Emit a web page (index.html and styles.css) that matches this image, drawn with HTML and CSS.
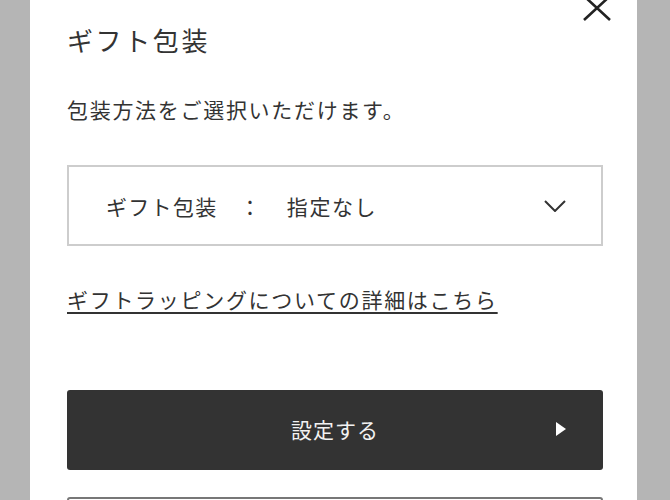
FILE: index.html
```html
<!DOCTYPE html>
<html lang="ja">
<head>
<meta charset="utf-8">
<link rel="stylesheet" href="styles.css">
</head>
<body>
<div class="modal">
  <button class="close" aria-label="閉じる">
    <svg width="30" height="26" viewBox="0 0 30 26"><path d="M2 1 L28 25 M28 1 L2 25" stroke="#222" stroke-width="2.6" fill="none"/></svg>
  </button>
  <h2 class="title">ギフト包装</h2>
  <p class="desc">包装方法をご選択いただけます。</p>
  <div class="select">
    <span class="sel-label">ギフト包装</span>
    <span class="sel-colon">：</span>
    <span class="sel-value">指定なし</span>
    <svg class="chev" width="22" height="12" viewBox="0 0 22 12"><path d="M1 1 L11 11 L21 1" stroke="#333" stroke-width="2" fill="none"/></svg>
  </div>
  <a class="link" href="#">ギフトラッピングについての詳細はこちら</a>
  <button class="btn">
    <span class="btn-text">設定する</span>
    <svg class="tri" width="10" height="14" viewBox="0 0 10 14"><path d="M0 0 L10 7 L0 14 Z" fill="#fff"/></svg>
  </button>
  <div class="btn2"></div>
</div>
</body>
</html>
```
FILE: styles.css
```css
html, body {
  margin: 0;
  padding: 0;
  background: #b5b5b5;
  height: 100%;
  overflow: hidden;
}
body {
  font-family: "Noto Sans CJK JP", "Noto Sans", sans-serif;
  color: #333;
}
.modal {
  position: relative;
  width: 607px;
  margin-left: 30px;
  min-height: 600px;
  background: #fff;
  box-sizing: border-box;
  padding: 0 34px 0 37px;
  display: flex;
  flex-direction: column;
  align-items: stretch;
}
.close {
  position: absolute;
  top: -5px;
  right: 25px;
  background: none;
  border: 0;
  padding: 0;
  line-height: 0;
}
.title {
  margin: 25px 0 0;
  font-size: 26px;
  line-height: 30px;
  font-weight: 400;
  letter-spacing: 2.6px;
  color: #333;
}
.desc {
  margin: 39px 0 0;
  font-size: 21px;
  line-height: 30px;
  letter-spacing: 1.7px;
}
.select {
  margin-top: 41px;
  height: 81px;
  box-sizing: border-box;
  border: 2px solid #cdcdcd;
  display: flex;
  align-items: center;
  padding: 0 35px 0 37px;
  font-size: 21px;
  letter-spacing: 1.3px;
}
.sel-colon {
  margin: 0 25px 0 22px;
}
.sel-value {
  flex: 1;
  letter-spacing: 1.6px;
}
.chev {
  display: block;
}
.link {
  margin-top: 38px;
  align-self: flex-start;
  font-size: 21px;
  line-height: 30px;
  letter-spacing: 1.7px;
  color: #333;
  text-decoration: underline;
  text-decoration-thickness: 1.5px;
  text-underline-offset: 4px;
}
.btn {
  margin-top: 76px;
  height: 80px;
  background: #333;
  border: 0;
  border-radius: 3px;
  color: #f2f2f2;
  position: relative;
  display: flex;
  align-items: center;
  justify-content: center;
  font-family: inherit;
  font-size: 21px;
  letter-spacing: 1px;
  padding: 0 0 3px;
}
.tri {
  position: absolute;
  right: 37px;
  top: 32px;
}
.btn2 {
  margin-top: 27px;
  height: 80px;
  border: 2px solid #777;
  border-radius: 3px;
}
```
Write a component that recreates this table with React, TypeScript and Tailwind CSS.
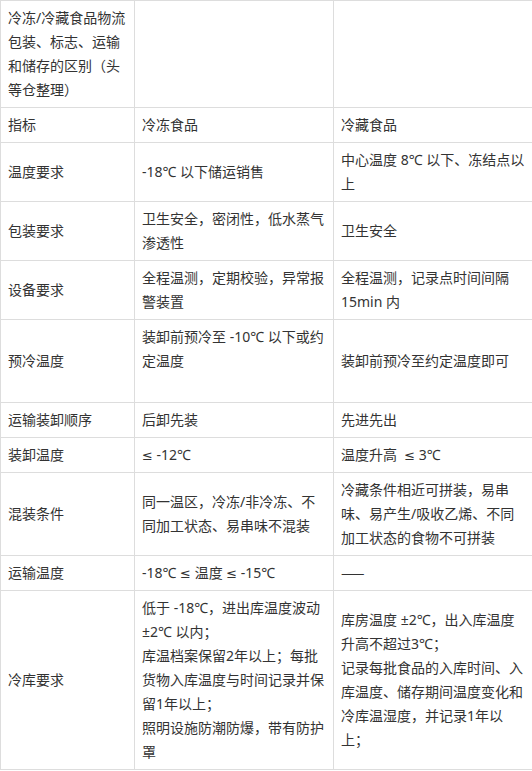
import React from "react";

type Cell = React.ReactNode[];
type Row = [Cell, Cell, Cell];

const Le = () => (
  <span style={{ fontFamily: '"DejaVu Sans", sans-serif' }} className="text-[13px] leading-none">
    ≤
  </span>
);

const rows: Row[] = [
  [["冷冻/冷藏食品物流", "包装、标志、运输", "和储存的区别（头", "等仓整理）"], [], []],
  [["指标"], ["冷冻食品"], ["冷藏食品"]],
  [["温度要求"], ["-18℃ 以下储运销售"], ["中心温度 8℃ 以下、冻结点以", "上"]],
  [["包装要求"], ["卫生安全，密闭性，低水蒸气", "渗透性"], ["卫生安全"]],
  [["设备要求"], ["全程温测，定期校验，异常报", "警装置"], ["全程温测，记录点时间间隔", "15min 内"]],
  [["预冷温度"], ["装卸前预冷至 -10℃ 以下或约", "定温度", "\u00a0"], ["装卸前预冷至约定温度即可"]],
  [["运输装卸顺序"], ["后卸先装"], ["先进先出"]],
  [["装卸温度"], [<><Le /> -12℃</>], [<>温度升高{"\u00a0 "}<Le /> 3℃</>]],
  [["混装条件"], ["同一温区，冷冻/非冷冻、不", "同加工状态、易串味不混装"], ["冷藏条件相近可拼装，易串", "味、易产生/吸收乙烯、不同", "加工状态的食物不可拼装"]],
  [
    ["运输温度"],
    [<>-18℃ <Le /> 温度 <Le /> -15℃</>],
    [<span className="leading-none" style={{ fontFamily: '"Noto Sans CJK SC", sans-serif' }}>——</span>],
  ],
  [
    ["冷库要求"],
    ["低于 -18℃，进出库温度波动", "±2℃ 以内；", "库温档案保留2年以上；每批", "货物入库温度与时间记录并保", "留1年以上；", "照明设施防潮防爆，带有防护", "罩"],
    ["库房温度 ±2℃，出入库温度", "升高不超过3℃；", "记录每批食品的入库时间、入", "库温度、储存期间温度变化和", "冷库温湿度，并记录1年以", "上；"],
  ],
];

function CellView({ lines }: { lines: Cell }) {
  return (
    <td className="border border-[#dddddd] px-[7px] py-[5px] align-middle whitespace-nowrap text-[14px] leading-[24px] text-[#333333]">
      {lines.map((l, i) => (
        <div key={i} className="h-[24px]">
          {l}
        </div>
      ))}
    </td>
  );
}

export default function App() {
  return (
    <div
      className="w-[532px] h-[771px] overflow-hidden bg-white"
      style={{ fontFamily: '"Noto Sans", "Noto Sans CJK SC", sans-serif' }}
    >
      <table className="table-fixed border-collapse w-[542px]">
        <colgroup>
          <col className="w-[134px]" />
          <col className="w-[199px]" />
          <col className="w-[209px]" />
        </colgroup>
        <tbody>
          {rows.map((r, i) => (
            <tr key={i}>
              <CellView lines={r[0]} />
              <CellView lines={r[1]} />
              <CellView lines={r[2]} />
            </tr>
          ))}
        </tbody>
      </table>
    </div>
  );
}
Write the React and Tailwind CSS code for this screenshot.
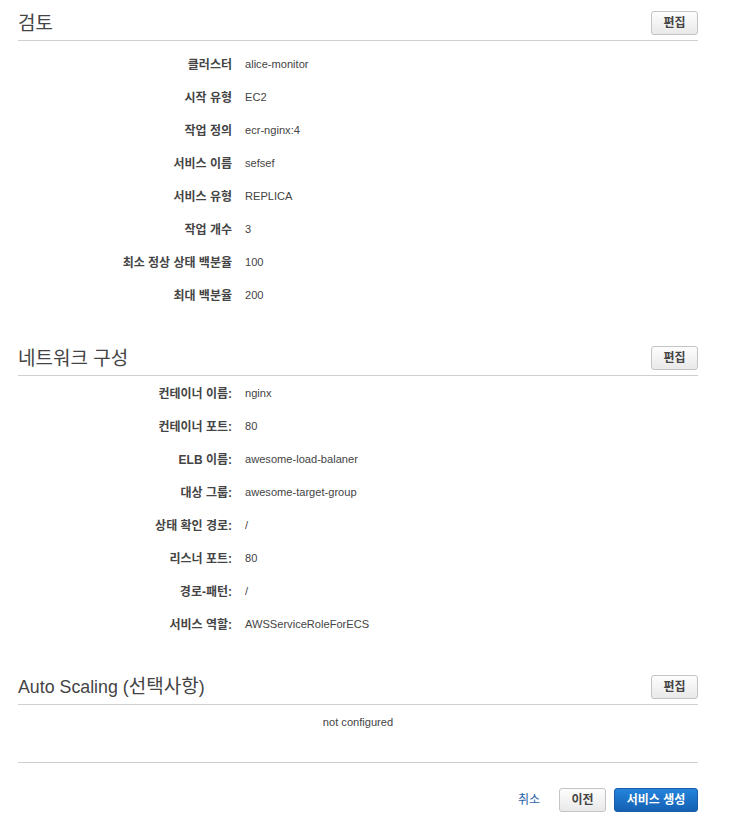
import React from 'react';

const KO = { fontFamily: '"Liberation Sans", "Noto Sans CJK KR", sans-serif' };

const review = [
  ['클러스터', 'alice-monitor'],
  ['시작 유형', 'EC2'],
  ['작업 정의', 'ecr-nginx:4'],
  ['서비스 이름', 'sefsef'],
  ['서비스 유형', 'REPLICA'],
  ['작업 개수', '3'],
  ['최소 정상 상태 백분율', '100'],
  ['최대 백분율', '200'],
];

const network = [
  ['컨테이너 이름:', 'nginx'],
  ['컨테이너 포트:', '80'],
  ['ELB 이름:', 'awesome-load-balaner'],
  ['대상 그룹:', 'awesome-target-group'],
  ['상태 확인 경로:', '/'],
  ['리스너 포트:', '80'],
  ['경로-패턴:', '/'],
  ['서비스 역할:', 'AWSServiceRoleForECS'],
];

const EditButton = () => (
  <button className="mb-[5px] h-[24px] w-[47px] rounded-[3px] border border-[#c4c4c4] bg-gradient-to-b from-[#fdfdfd] to-[#e9e9e9] text-[12px] font-bold text-[#444]">
    편집
  </button>
);

const SectionHeader = ({ children }) => (
  <div className="flex h-[41px] items-end justify-between border-b border-[#cfcfcf]">
    <h2 className="mb-[7px] text-[19px] leading-none text-[#444]">{children}</h2>
    <EditButton />
  </div>
);

const Rows = ({ items }) => (
  <div>
    {items.map(([label, value]) => (
      <div key={label} className="flex h-[33px] items-center">
        <div className="w-[214px] text-right text-[12px] font-bold text-[#444]">{label}</div>
        <div className="pl-[13px] text-[11.1px] text-[#444]">{value}</div>
      </div>
    ))}
  </div>
);

export default function App() {
  return (
    <div className="min-h-[829px] bg-white" style={KO}>
      <div className="ml-[18px] w-[680px]">
        <SectionHeader>검토</SectionHeader>
        <div className="pt-[7px]">
          <Rows items={review} />
        </div>

        <div className="mt-[23px]">
          <SectionHeader>네트워크 구성</SectionHeader>
          <div className="pt-[1px]">
            <Rows items={network} />
          </div>
        </div>

        <div className="mt-[23px]">
          <SectionHeader>
            <span className="text-[17.8px]">Auto Scaling (</span>선택사항<span className="text-[17.8px]">)</span>
          </SectionHeader>
          <div className="flex h-[35px] items-center justify-center text-[11.1px] text-[#444]">
            not configured
          </div>
        </div>

        <div className="mt-[22px] border-t border-[#cfcfcf]" />

        <div className="mt-[25px] flex items-center justify-end">
          <a className="mr-[19px] cursor-pointer text-[12px] text-[#2a63a8]">취소</a>
          <button className="mr-[8px] h-[24px] w-[47px] rounded-[3px] border border-[#c4c4c4] bg-gradient-to-b from-[#fdfdfd] to-[#e9e9e9] text-[12px] font-bold text-[#444]">
            이전
          </button>
          <button className="h-[24px] w-[84px] rounded-[3px] border border-[#1b5ca6] bg-gradient-to-b from-[#2484dc] to-[#1560b3] text-[12px] font-bold text-white">
            서비스 생성
          </button>
        </div>
      </div>
    </div>
  );
}
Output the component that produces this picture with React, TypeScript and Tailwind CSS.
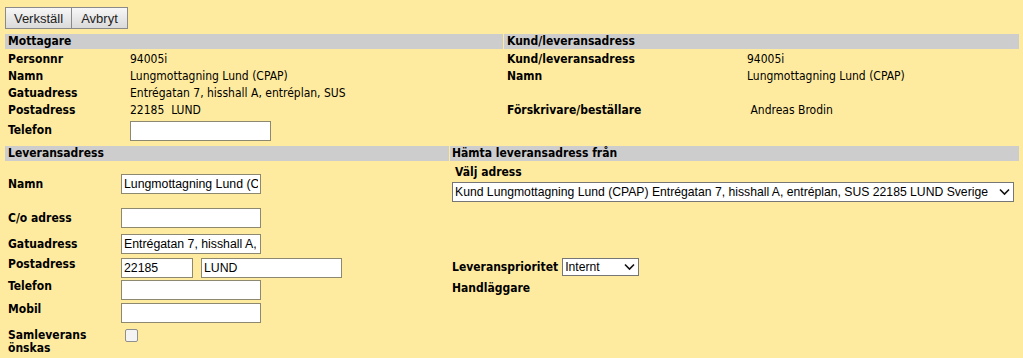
import React from "react";

const label = "font-bold";
const inputCls =
  "h-[20px] border border-[#8d8870] bg-white px-[2px] text-[12.3px] font-[family-name:Liberation_Sans,Arial,sans-serif] text-black outline-none";
const selectCls =
  "w-full appearance-none border border-[#767676] bg-white pl-[2px] pr-[18px] font-[family-name:Liberation_Sans,Arial,sans-serif] text-[12.2px] text-black outline-none";

function Chevron() {
  return (
    <svg
      className="pointer-events-none absolute right-[4px] top-1/2 -translate-y-1/2"
      width="11"
      height="7"
      viewBox="0 0 11 7"
    >
      <path d="M1 1l4.5 4.5L10 1" fill="none" stroke="#111" strokeWidth="1.6" />
    </svg>
  );
}

function InfoRow({ l, v, w }: { l: string; v?: string; w: string }) {
  return (
    <div className="flex h-[17px] items-center">
      <div className={`${w} shrink-0 pl-[3px] ${label}`}>{l}</div>
      <div className="whitespace-pre">{v}</div>
    </div>
  );
}

export default function App() {
  return (
    <div className="h-[358px] w-[1023px] overflow-hidden bg-[#ffeba0] pl-[5px] pt-[7px] font-[family-name:DejaVu_Sans_Condensed,DejaVu_Sans,sans-serif] text-[12px] leading-[15px] text-black">
      <div className="flex h-[22px] font-[family-name:Liberation_Sans,Arial,sans-serif] text-[13px] text-[#222]">
        <button className="w-[67px] border border-[#8a8a8a] bg-gradient-to-b from-[#f7f7f7] to-[#dadada]">
          Verkställ
        </button>
        <button className="w-[56px] border border-l-0 border-[#8a8a8a] bg-gradient-to-b from-[#f7f7f7] to-[#dadada]">
          Avbryt
        </button>
      </div>

      <div className="mt-[5px] flex w-[1014px] gap-px">
        <div className="w-[498px]">
          <div className="h-[15px] bg-[#cdcdcd] pl-[3px] font-bold">Mottagare</div>
          <div className="mt-[2px]">
            <InfoRow w="w-[125px]" l="Personnr" v="94005i" />
            <InfoRow w="w-[125px]" l="Namn" v="Lungmottagning Lund (CPAP)" />
            <InfoRow w="w-[125px]" l="Gatuadress" v="Entrégatan 7, hisshall A, entréplan, SUS" />
            <InfoRow w="w-[125px]" l="Postadress" v="22185  LUND" />
            <div className="flex h-[23px] items-center">
              <div className={`w-[125px] shrink-0 pl-[3px] ${label}`}>Telefon</div>
              <input className={`${inputCls} w-[141px]`} />
            </div>
          </div>
        </div>
        <div className="flex-1">
          <div className="h-[15px] bg-[#cdcdcd] pl-[3px] font-bold">Kund/leveransadress</div>
          <div className="mt-[2px]">
            <InfoRow w="w-[243px]" l="Kund/leveransadress" v="94005i" />
            <InfoRow w="w-[243px]" l="Namn" v="Lungmottagning Lund (CPAP)" />
            <div className="h-[17px]" />
            <InfoRow w="w-[243px]" l="Förskrivare/beställare" v=" Andreas Brodin" />
          </div>
        </div>
      </div>

      <div className="mt-[4px] flex w-[1014px] gap-px">
        <div className="w-[444px]">
          <div className="h-[15px] bg-[#cdcdcd] pl-[3px] font-bold">Leveransadress</div>
          <div className="mt-[2px]">
            <div className="flex h-[42px] items-center">
              <div className={`w-[116px] shrink-0 pl-[3px] ${label}`}>Namn</div>
              <input className={`${inputCls} w-[140px]`} defaultValue="Lungmottagning Lund (CPAP)" />
            </div>
            <div className="flex h-[26px] items-center">
              <div className={`w-[116px] shrink-0 pl-[3px] ${label}`}>C/o adress</div>
              <input className={`${inputCls} w-[140px]`} />
            </div>
            <div className="flex h-[26px] items-center">
              <div className={`w-[116px] shrink-0 pl-[3px] pt-px ${label}`}>Gatuadress</div>
              <input className={`${inputCls} w-[140px]`} defaultValue="Entrégatan 7, hisshall A, entréplan, SUS" />
            </div>
            <div className="flex h-[22px] items-start">
              <div className={`w-[116px] shrink-0 pl-[3px] ${label}`}>Postadress</div>
              <input className={`${inputCls} mt-px h-[19px] w-[72px]`} defaultValue="22185" />
              <input className={`${inputCls} ml-[8px] mt-px h-[19px] w-[141px]`} defaultValue="LUND" />
            </div>
            <div className="flex h-[23px] items-start">
              <div className={`w-[116px] shrink-0 pl-[3px] ${label}`}>Telefon</div>
              <input className={`${inputCls} mt-px h-[19px] w-[140px]`} />
            </div>
            <div className="flex h-[23px] items-start">
              <div className={`w-[116px] shrink-0 pl-[3px] ${label}`}>Mobil</div>
              <input className={`${inputCls} mt-px h-[19px] w-[140px]`} />
            </div>
            <div className="flex items-start">
              <div className={`w-[116px] shrink-0 pl-[3px] pt-[4px] leading-[13px] ${label}`}>
                Samleverans
                <br />
                önskas
              </div>
              <div className="ml-[4px] mt-[4px] h-[13px] w-[13px] rounded-[2px] border border-[#8f8f8f] bg-[#f4f4f4]" />
            </div>
          </div>
        </div>

        <div className="flex-1">
          <div className="h-[15px] bg-[#cdcdcd] pl-[2px] font-bold">Hämta leveransadress från</div>
          <div className="pl-[2px]">
            <div className="mt-[4px] pl-[3px] font-bold">Välj adress</div>
            <div className="relative mt-[2px] w-[562px]">
              <select className={`${selectCls} h-[20px]`}>
                <option>
                  Kund Lungmottagning Lund (CPAP) Entrégatan 7, hisshall A, entréplan, SUS 22185 LUND Sverige
                </option>
              </select>
              <Chevron />
            </div>
            <div className="mt-[56px] flex h-[18px] items-center gap-[4px]">
              <div className={label}>Leveransprioritet</div>
              <div className="relative w-[77px]">
                <select className={`${selectCls} h-[18px]`}>
                  <option>Internt</option>
                </select>
                <Chevron />
              </div>
            </div>
            <div className={`mt-[5px] ${label}`}>Handläggare</div>
          </div>
        </div>
      </div>
    </div>
  );
}
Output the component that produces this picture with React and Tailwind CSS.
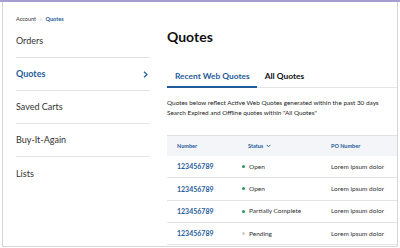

● ● ●

• _GIVEN EXERCISE_
Copy each line of the preceding data that contains the string "Write".

• _COMPLETE ANSWER_
Write a component that recreates this table with React, TypeScript and Tailwind CSS.
Write the React and Tailwind CSS code for this screenshot.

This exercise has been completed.